Begin
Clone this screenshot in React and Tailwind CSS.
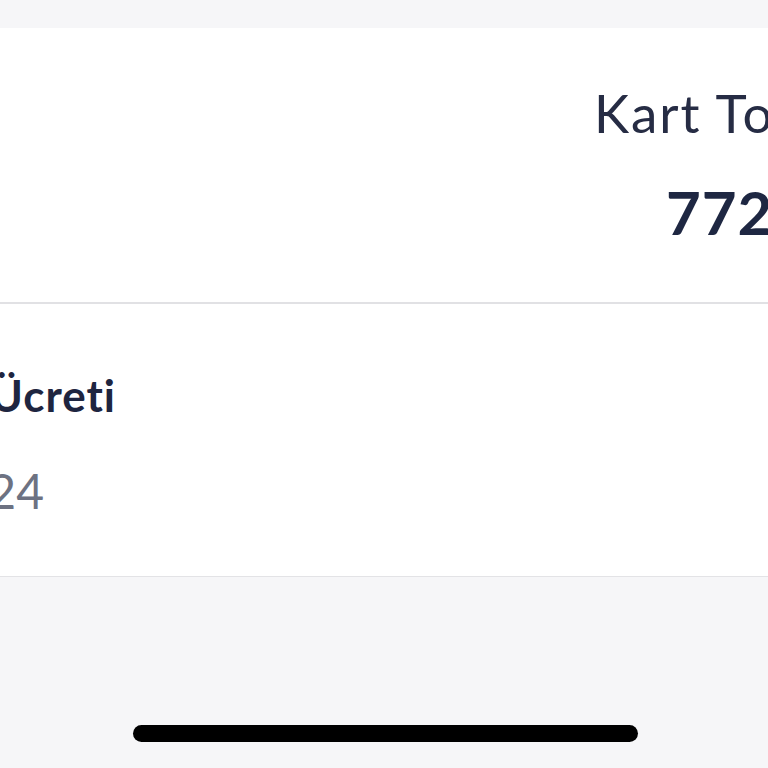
export default function App() {
  return (
    <div
      className="w-[768px] h-[768px] overflow-hidden bg-[#f6f6f8] flex flex-col"
      style={{ fontFamily: "Lato, 'Noto Sans', sans-serif" }}
    >
      <div className="h-[28px] shrink-0" />
      <section className="h-[274px] shrink-0 bg-white flex flex-col overflow-hidden">
        <div className="pt-[58px] pl-[594px] whitespace-nowrap text-[53px] leading-none tracking-[2px] text-[#262c44]">
          Kart Toplamı
        </div>
        <div className="mt-[43px] pl-[666px] whitespace-nowrap text-[60px] leading-none font-bold tracking-[1px] text-[#1e2742]">
          772,50 TL
        </div>
      </section>
      <div className="h-[2px] shrink-0 bg-[#e1e1e4]" />
      <section className="h-[272px] shrink-0 bg-white flex flex-col">
        <div className="pt-[69px] w-[116px] flex justify-end">
          <span className="whitespace-nowrap text-[44px] leading-none font-bold tracking-[1px] text-[#1e2540]">
            Kart Ücreti
          </span>
        </div>
        <div className="mt-[50px] w-[44px] flex justify-end">
          <span className="whitespace-nowrap text-[48px] leading-none text-[#6d7282]">
            24
          </span>
        </div>
      </section>
      <div className="h-[1px] shrink-0 bg-[#e3e3e6]" />
      <div className="pt-[148px] pl-[133px]">
        <div className="w-[505px] h-[17px] rounded-full bg-black" />
      </div>
    </div>
  );
}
End
## Problem to solve
Leave out the pictures and transcribe everything else exactly.

## Exercise result
Clone this screenshot in React and Tailwind CSS.
export default function App() {
  return (
    <div
      className="w-[768px] h-[768px] overflow-hidden bg-[#f6f6f8] flex flex-col"
      style={{ fontFamily: "Lato, 'Noto Sans', sans-serif" }}
    >
      <div className="h-[28px] shrink-0" />
      <section className="h-[274px] shrink-0 bg-white flex flex-col overflow-hidden">
        <div className="pt-[58px] pl-[594px] whitespace-nowrap text-[53px] leading-none tracking-[2px] text-[#262c44]">
          Kart Toplamı
        </div>
        <div className="mt-[43px] pl-[666px] whitespace-nowrap text-[60px] leading-none font-bold tracking-[1px] text-[#1e2742]">
          772,50 TL
        </div>
      </section>
      <div className="h-[2px] shrink-0 bg-[#e1e1e4]" />
      <section className="h-[272px] shrink-0 bg-white flex flex-col">
        <div className="pt-[69px] w-[116px] flex justify-end">
          <span className="whitespace-nowrap text-[44px] leading-none font-bold tracking-[1px] text-[#1e2540]">
            Kart Ücreti
          </span>
        </div>
        <div className="mt-[50px] w-[44px] flex justify-end">
          <span className="whitespace-nowrap text-[48px] leading-none text-[#6d7282]">
            24
          </span>
        </div>
      </section>
      <div className="h-[1px] shrink-0 bg-[#e3e3e6]" />
      <div className="pt-[148px] pl-[133px]">
        <div className="w-[505px] h-[17px] rounded-full bg-black" />
      </div>
    </div>
  );
}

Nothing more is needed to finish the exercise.